Nos dias de hoje, com as redes sociais, qualquer pessoa (incluindo quem está envolvido politicamente) pode inventar factos e os difundir rapidamente como verdade absoluta, corroendo a sensação de confiança nos indivíduos visados e na democracia como sistema, mesmo sem provas ou razão. O julgamento na praça pública tornasse a arma dos incapazes. A consequência é a ascensão de soluções aparentemente fáceis, mas que encerram em si um regresso a tempos em que a distância no tempo apagou a memória real.

A justiça tem de ser rápida, eficaz e evitar a sensação de impunidade. Qualquer regime democrático em que as forças de segurança sejam constantemente desvalorizadas e os tribunais não apliquem as sansões previstas para os crimes cometidos acaba por ruir.
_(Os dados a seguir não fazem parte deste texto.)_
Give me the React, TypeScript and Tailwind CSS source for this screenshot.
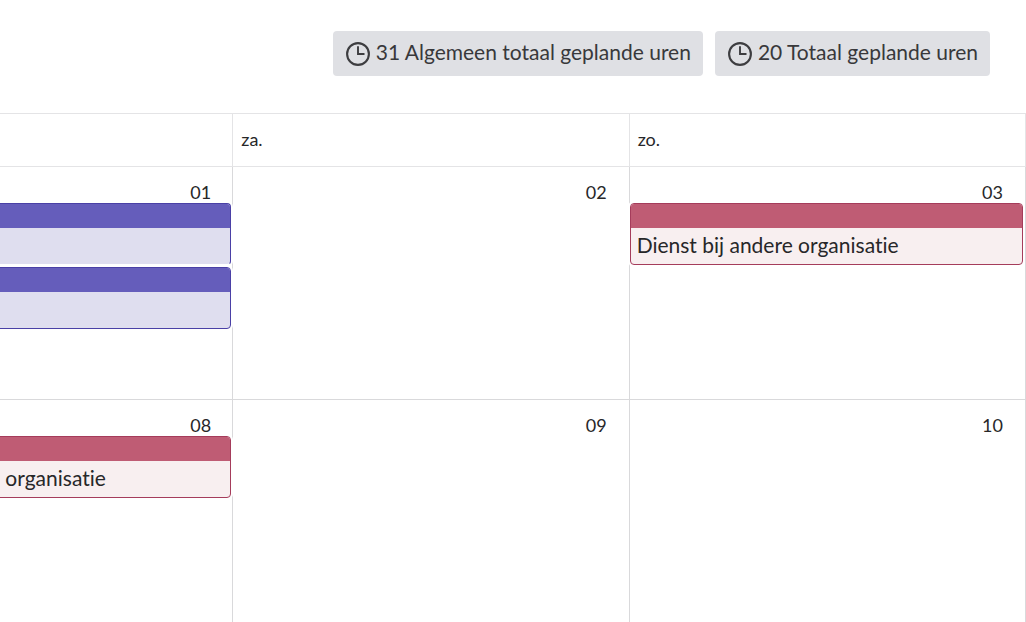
type Shift = { title: string; label: string; variant: "own" | "external" };

type Day = { label: string; shifts: Shift[] };

type Total = { hours: number; label: string };

const totals: Total[] = [
  { hours: 31, label: "Algemeen totaal geplande uren" },
  { hours: 20, label: "Totaal geplande uren" },
];

const weekdays = ["", "za.", "zo."];

const external: Shift = {
  title: "",
  label: "Dienst bij andere organisatie",
  variant: "external",
};

const own: Shift = { title: "", label: "", variant: "own" };

const weeks: Day[][] = [
  [
    { label: "01", shifts: [own, own] },
    { label: "02", shifts: [] },
    { label: "03", shifts: [external] },
  ],
  [
    { label: "08", shifts: [external] },
    { label: "09", shifts: [] },
    { label: "10", shifts: [] },
  ],
];

const variants = {
  own: {
    box: "border-[#4a40a6] bg-[#dfdeef]",
    bar: "bg-[#655dbb]",
  },
  external: {
    box: "border-[#a53c5b] bg-[#f8eff0]",
    bar: "bg-[#bf5c74]",
  },
};

function ClockIcon() {
  return (
    <svg
      viewBox="0 0 24 24"
      className="size-6 shrink-0 fill-none stroke-[#3d3d40]"
      aria-hidden="true"
    >
      <circle cx="12" cy="12" r="10.9" strokeWidth="2.1" />
      <path d="M12 4.2V12H18.5" strokeWidth="1.9" />
    </svg>
  );
}

function TotalBadge({ total }: { total: Total }) {
  return (
    <div className="flex h-[45px] items-center gap-1.5 rounded bg-[#dfe0e4] pr-3 pl-[13px] text-[21px] whitespace-nowrap text-[#38383b]">
      <ClockIcon />
      <span className="pb-1">
        {total.hours} {total.label}
      </span>
    </div>
  );
}

function ShiftCard({ shift }: { shift: Shift }) {
  const styles = variants[shift.variant];

  return (
    <div
      className={`mb-0.5 h-[62px] overflow-hidden rounded border ring-2 ring-white not-last:border-b-white ${styles.box}`}
    >
      <div className={`h-6 ${styles.bar}`}>{shift.title}</div>
      <div className="flex h-9 items-center px-1.5 pb-0.5 text-[21px] whitespace-nowrap">
        {shift.label}
      </div>
    </div>
  );
}

export default function App() {
  return (
    <main className="h-screen overflow-hidden bg-white font-['Lato',sans-serif] text-[#272729] [font-variant-ligatures:none]">
      <header className="flex justify-end gap-3 pt-[31px] pr-9 pb-[37px]">
        {totals.map((total) => (
          <TotalBadge key={total.label} total={total} />
        ))}
      </header>

      <div className="flex justify-end">
        <table className="w-[115.9%] shrink-0 table-fixed border-separate border-spacing-0 border-t border-[#e4e4e6]">
          <thead>
            <tr>
              {weekdays.map((weekday, i) => (
                <th
                  key={i}
                  className="h-[53px] border-r border-b border-[#e4e4e6] px-2 pb-0.5 text-left text-lg font-normal"
                >
                  {weekday}
                </th>
              ))}
            </tr>
          </thead>
          <tbody>
            {weeks.map((days, i) => (
              <tr key={i}>
                {days.map((day) => (
                  <td
                    key={day.label}
                    className="h-[233px] border-r border-b border-[#d9d9db] pr-0.5 align-top first:pr-px"
                  >
                    <div className="flex h-9 items-end justify-end pr-5 text-lg leading-[22px]">
                      {day.label}
                    </div>
                    {day.shifts.map((shift, j) => (
                      <ShiftCard key={j} shift={shift} />
                    ))}
                  </td>
                ))}
              </tr>
            ))}
          </tbody>
        </table>
      </div>
    </main>
  );
}
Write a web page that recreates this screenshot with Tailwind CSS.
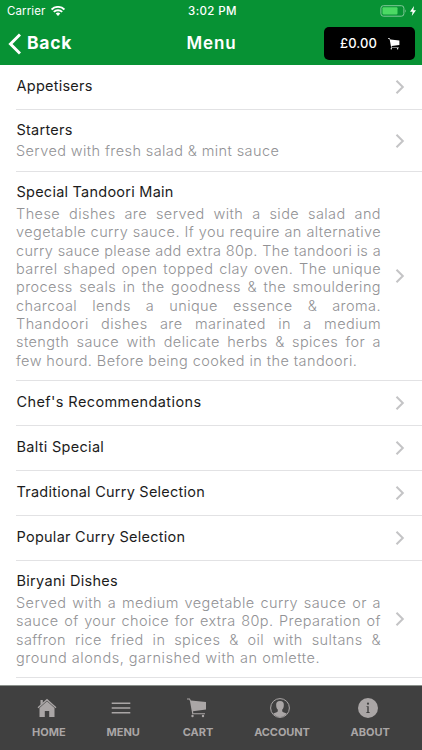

Só a justiça consegue garantir a máxima “a minha liberdade termina onde começa a do próximo”.

A captura do que é património de todos por oligarquias, a imposição ao coletivo de agendas setoriais contrárias à vontade da maioria e a utilização fraudulenta dos recursos do país por indivíduos ou grupos sem a sansão apropriada enfraquecem os sistemas e provocam o descrédito nos cidadãos.

Tal como instalar num PC (o computador mais democrático) o programa da Apple (reconhecido como excelente) torna os dois inúteis, por mais meritórias e democráticas do ponto de vista teórico que as políticas implementadas sejam, sem o reconhecimento generalizado da população e fiscalização eficaz, serão a corrosão dos pilares em que assenta o regime democrático.

Os partidos têm o dever de indicar aqueles que têm a coragem, a capacidade de resolver problemas e o respeito em detrimento das lógicas aparelhísticas puras e estéreis. O sistema político democrático tem nos partidos a sua base, ninguém é indispensável nenhum indivíduo é providencial e é competência do coletivo escolher de entre si aqueles que considera serem os mais bem preparados e merecedores de levar a sufrágio da população ou de exercer determinado cargo.

A contabilização da abstenção para fins eleitorais, como mecanismo de valorização da democracia e do sistema eleitoral deve ser implementada? Se os candidatos apresentados pelos partidos não reúnem a capacidade para que mais de 50% dos cidadãos se desloquem às urnas devem as eleições ser repetidas, mudando os protagonistas? Deve o voto ser obrigatório? Devem os eleitos ter índices remuneratórios condizentes com os gestores privados para se conseguir atrair os melhores para o exercício da administração pública?

Muitos são os problemas internos das democracias, mas nenhum é tão profundo que seja opção abdicar da liberdade individual. Basta ver o que se passa em países como o Irão, ou o caminho que o próprio regime Russo está a tomar, para levar a que cada um de nós se pergunte se quer viver sob a batuta de um regime autoritário.

Não entendo nada de ginástica, de cutelaria e cada vez menos de Política, mas sei que gosto de pessoas!